We have many disused old motels here in Tucson, so we have an opportunity to buy more properties like the Wildcat Inn. If we’ve got a million and a half dollars to spend, I’d much rather buy one of those that spend it on a temporary solution. 

It’s Earth Day, so it’s a good week to think about planting a tree. It may seem like a minor thing, but trees to a lot to not only enhance the beauty of our neighborhoods, they can also reduce runoff, which mitigates both flooding and damage to our streets, and help reduce the heat island effect. Visit Tucson Clean and Beautiful to find out more about how to get inexpensive native trees for your yard. https://tucsoncleanandbeautiful.org/trees-for-tucson/information-resources/tree-descriptions/ 

You can also celebrate Earth Day this Saturday over at the Tucson Children’s Museum. Visit Tucson has the details. 

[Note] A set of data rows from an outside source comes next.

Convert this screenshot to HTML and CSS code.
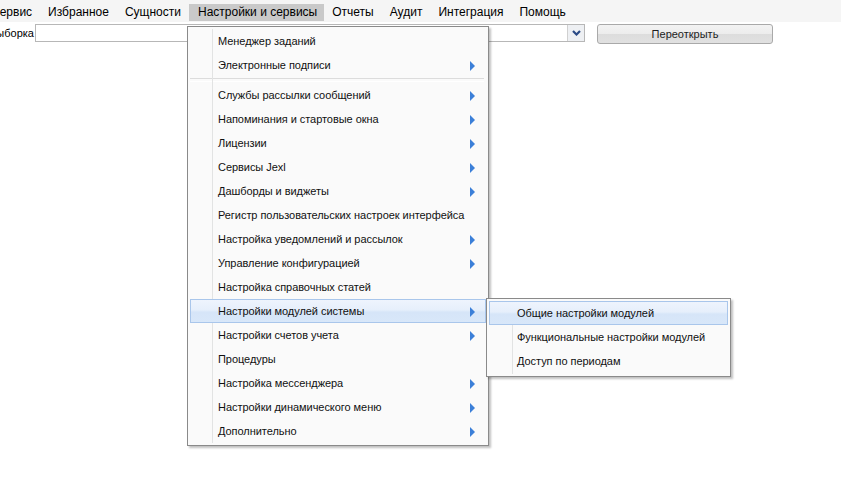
FILE: index.html
```html
<!DOCTYPE html>
<html lang="ru">
<head>
<meta charset="utf-8">
<title>Menu</title>
<link rel="stylesheet" href="styles.css">
</head>
<body>
<div class="page">
  <nav class="menubar">
    <span class="mb-item">Сервис</span>
    <span class="mb-item">Избранное</span>
    <span class="mb-item">Сущности</span>
    <span class="mb-item active">Настройки и сервисы</span>
    <span class="mb-item">Отчеты</span>
    <span class="mb-item">Аудит</span>
    <span class="mb-item">Интеграция</span>
    <span class="mb-item">Помощь</span>
  </nav>
  <div class="toolbar">
    <span class="label">Выборка</span>
    <div class="combo">
      <div class="combo-input"></div>
      <div class="combo-btn">
        <svg width="9" height="6" viewBox="0 0 9 6"><path d="M1 1 L4.5 4.5 L8 1" fill="none" stroke="#2b4a86" stroke-width="2.2"/></svg>
      </div>
    </div>
    <button class="btn">Переоткрыть</button>
  </div>

  <div class="menu main-menu">
    <div class="mi"><span>Менеджер заданий</span></div>
    <div class="mi sub"><span>Электронные подписи</span><i class="arr"></i></div>
    <div class="sep"></div>
    <div class="mi sub"><span>Службы рассылки сообщений</span><i class="arr"></i></div>
    <div class="mi sub"><span>Напоминания и стартовые окна</span><i class="arr"></i></div>
    <div class="mi sub"><span>Лицензии</span><i class="arr"></i></div>
    <div class="mi sub"><span>Сервисы Jexl</span><i class="arr"></i></div>
    <div class="mi sub"><span>Дашборды и виджеты</span><i class="arr"></i></div>
    <div class="mi"><span>Регистр пользовательских настроек интерфейса</span></div>
    <div class="mi sub"><span>Настройка уведомлений и рассылок</span><i class="arr"></i></div>
    <div class="mi sub"><span>Управление конфигурацией</span><i class="arr"></i></div>
    <div class="mi"><span>Настройка справочных статей</span></div>
    <div class="mi sub hl"><span>Настройки модулей системы</span><i class="arr"></i></div>
    <div class="mi sub"><span>Настройки счетов учета</span><i class="arr"></i></div>
    <div class="mi"><span>Процедуры</span></div>
    <div class="mi sub"><span>Настройка мессенджера</span><i class="arr"></i></div>
    <div class="mi sub"><span>Настройки динамического меню</span><i class="arr"></i></div>
    <div class="mi sub"><span>Дополнительно</span><i class="arr"></i></div>
  </div>

  <div class="menu sub-menu">
    <div class="mi hl"><span>Общие настройки модулей</span></div>
    <div class="mi"><span>Функциональные настройки модулей</span></div>
    <div class="mi"><span>Доступ по периодам</span></div>
  </div>
</div>
</body>
</html>
```
FILE: styles.css
```css
* { box-sizing: border-box; }
html, body { margin: 0; padding: 0; background: #fff; overflow: hidden; }
body {
  font-family: "Liberation Sans", Arial, sans-serif;
  font-size: 12px;
  color: #000;
  width: 841px;
  height: 477px;
}
.page { position: relative; width: 841px; height: 477px; }

.menubar {
  display: flex;
  height: 22px;
  background: #f5f5f5;
  padding-top: 4px;
  margin-left: -17px;
  font-size: 12px;
}
.mb-item {
  height: 17px;
  line-height: 16px;
  padding: 0 8px;
}
.mb-item.active {
  background: #c9c9c9;
  padding: 0 7px 0 9px;
}

.toolbar {
  display: flex;
  align-items: flex-start;
  padding-top: 2px;
  margin-left: -11px;
  font-size: 11px;
}
.label { width: 46px; line-height: 18px; }
.combo { display: flex; width: 550px; height: 18px; border: 1px solid #b7b7b7; }
.combo-input { flex: 1; background: #fff; }
.combo-btn {
  width: 17px;
  border-left: 1px solid #d0d0d0;
  background: #eef0f3;
  display: flex;
  align-items: center;
  justify-content: center;
}
.btn {
  margin-left: 12px;
  width: 176px;
  height: 20px;
  border: 1px solid #a9a9a9;
  border-radius: 3px;
  background: linear-gradient(#f3f3f3 0%, #ececec 50%, #dcdcdc 51%, #e1e1e1 100%);
  font-family: "Liberation Sans", Arial, sans-serif;
  font-size: 11px;
  color: #1d1d1d;
  padding: 0;
}

.menu {
  position: absolute;
  background: #fafafa;
  border: 1px solid #8a8a8a;
  box-shadow: 2px 2px 2px rgba(0,0,0,0.25);
  padding: 2px;
  font-size: 11px;
  color: #111;
  letter-spacing: -0.05px;
}
.menu::before {
  content: "";
  position: absolute;
  top: 2px; bottom: 2px;
  width: 1px;
  background: #e2e3e3;
}
.main-menu { left: 187px; top: 26px; width: 302px; height: 420px; }
.main-menu::before { left: 24px; }
.sub-menu { left: 486px; top: 298px; width: 245px; height: 79px; }
.sub-menu::before { left: 25px; }

.mi {
  position: relative;
  display: flex;
  align-items: center;
  height: 24px;
  border: 1px solid transparent;
  padding-left: 27px;
}
.mi.hl {
  border-color: #a9c6eb;
  background: linear-gradient(#eef4fd 0%, #e6effb 45%, #d6e5f8 55%, #d8e7f9 100%);
}
.arr {
  position: absolute;
  right: 10px;
  top: 7px;
  width: 0; height: 0;
  border-top: 5px solid transparent;
  border-bottom: 5px solid transparent;
  border-left: 5px solid #3b7fd8;
}
.sep {
  height: 6px;
  margin-right: 2px;
  display: flex;
  align-items: center;
}
.sep::after { content: ""; display: block; width: 100%; height: 2px; border-top: 1px solid #dcdcdc; border-bottom: 1px solid #fff; }
```
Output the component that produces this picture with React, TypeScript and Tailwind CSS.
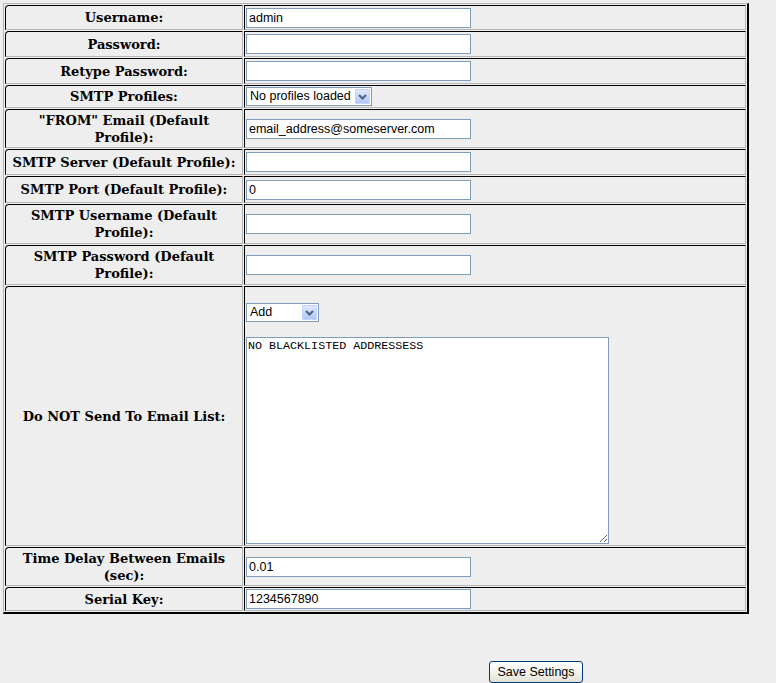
import React from 'react';

type Row = {
  label: string[];
  h: string;
  kind: 'text' | 'profiles' | 'blacklist';
  value?: string;
};

const rows: Row[] = [
  { label: ['Username:'], h: 'h-[25px]', kind: 'text', value: 'admin' },
  { label: ['Password:'], h: 'h-[26px]', kind: 'text', value: '' },
  { label: ['Retype Password:'], h: 'h-[26px]', kind: 'text', value: '' },
  { label: ['SMTP Profiles:'], h: 'h-[23px]', kind: 'profiles' },
  { label: ['"FROM" Email (Default', 'Profile):'], h: 'h-[39px]', kind: 'text', value: 'email_address@someserver.com' },
  { label: ['SMTP Server (Default Profile):'], h: 'h-[26px]', kind: 'text', value: '' },
  { label: ['SMTP Port (Default Profile):'], h: 'h-[27px]', kind: 'text', value: '0' },
  { label: ['SMTP Username (Default', 'Profile):'], h: 'h-[40px]', kind: 'text', value: '' },
  { label: ['SMTP Password (Default', 'Profile):'], h: 'h-[40px]', kind: 'text', value: '' },
  { label: ['Do NOT Send To Email List:'], h: 'h-[260px]', kind: 'blacklist' },
  { label: ['Time Delay Between Emails', '(sec):'], h: 'h-[39px]', kind: 'text', value: '0.01' },
  { label: ['Serial Key:'], h: 'h-[24px]', kind: 'text', value: '1234567890' },
];

const sans = { fontFamily: '"Liberation Sans", Arial, sans-serif' };

// XP style drop-down arrow box
const Arrow = () => (
  <span className="pointer-events-none absolute right-[2px] top-[2px] bottom-[2px] w-[15px] rounded-[1px] border border-[#c3d3fd] bg-gradient-to-b from-[#dfe8fd] to-[#b2c6f6] flex items-center justify-center">
    <svg width="9" height="6" viewBox="0 0 9 6">
      <path d="M1 1 L4.5 4.5 L8 1" fill="none" stroke="#4d6185" strokeWidth="2" />
    </svg>
  </span>
);

const XpSelect = ({ w, text }: { w: string; text: string }) => (
  <span className={`relative block ${w} h-[19px]`}>
    <select
      defaultValue={text}
      className="block appearance-none w-full h-full border border-[#7f9db9] bg-white pl-[3px] text-[12.5px] leading-[17px] text-black outline-none"
      style={sans}
    >
      <option>{text}</option>
    </select>
    <Arrow />
  </span>
);

function Field({ row }: { row: Row }) {
  if (row.kind === 'profiles') {
    return <XpSelect w="w-[126px]" text="No profiles loaded" />;
  }
  if (row.kind === 'blacklist') {
    return (
      <div className="flex flex-col pt-[15px]">
        <XpSelect w="w-[73px]" text="Add" />
        <textarea
          defaultValue="NO BLACKLISTED ADDRESSESS"
          className="block mt-[15px] w-[363px] h-[207px] border border-[#7f9db9] bg-white px-[1px] py-[1px] text-[11.7px] leading-[14px] text-black outline-none resize"
          style={{ fontFamily: '"Liberation Mono", "Courier New", monospace' }}
        />
      </div>
    );
  }
  return (
    <input
      type="text"
      defaultValue={row.value}
      className="block w-[225px] h-[20px] border border-[#7f9db9] bg-white px-[2px] text-[12.5px] text-black outline-none"
      style={sans}
    />
  );
}

export default function App() {
  return (
    <div className="min-h-[683px] w-full bg-[#eeeeee] pt-[3px] pl-[3px]">
      <table className="w-[746px] table-fixed border-separate border-spacing-[1px] border-t border-l border-[#b5b5b5] border-r-2 border-b-2 border-r-black border-b-black">
        <colgroup>
          <col className="w-[238px]" />
          <col className="w-[502px]" />
        </colgroup>
        <tbody>
          {rows.map((row, i) => (
            <tr key={i}>
              <td
                className={`${row.h} p-0 align-middle text-center border border-t-black border-l-black border-r-[#b5b5b5] border-b-[#b5b5b5] rounded-tl-[4px] bg-[#eeeeee] text-[13px] leading-[17px] font-bold text-black`}
                style={{ fontFamily: '"DejaVu Serif", "Liberation Serif", serif' }}
              >
                {row.label.map((l, j) => (
                  <div key={j}>{l}</div>
                ))}
              </td>
              <td className={`${row.h} p-[1px] align-middle leading-none border border-t-black border-l-black border-r-[#b5b5b5] border-b-[#b5b5b5] bg-[#eeeeee]`}>
                <Field row={row} />
              </td>
            </tr>
          ))}
        </tbody>
      </table>
      <div className="pt-[47px] pl-[486px]">
        <button
          type="button"
          className="block w-[94px] h-[22px] rounded-[3px] border border-[#003c74] bg-gradient-to-b from-white via-[#f4f3ee] to-[#e3e1d6] text-[12.5px] leading-[20px] text-black"
          style={sans}
        >
          Save Settings
        </button>
      </div>
    </div>
  );
}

The City of Tucson is asking voters on May 17 to extend the existing temporary half-cent sales tax that was approved by voters in 2017 and expires this year under Proposition 411. All pertinent information about the election is available online in "The Choice is Yours" publicity pamphlet linked below. The publication also was mailed to registered voters directly. If passed, the funds generated would be invested to improve every local neighborhood street in Tucson over the next 10 years. It would also fund street safety projects that benefit all users and modes, such as bicycle and pedestrian safety improvements, sidewalks, lighting, traffic signal technology, and traffic-calming infrastructure. Two citizens commissions will oversee Proposition 411 funding to ensure that monies are spent as approved by voters.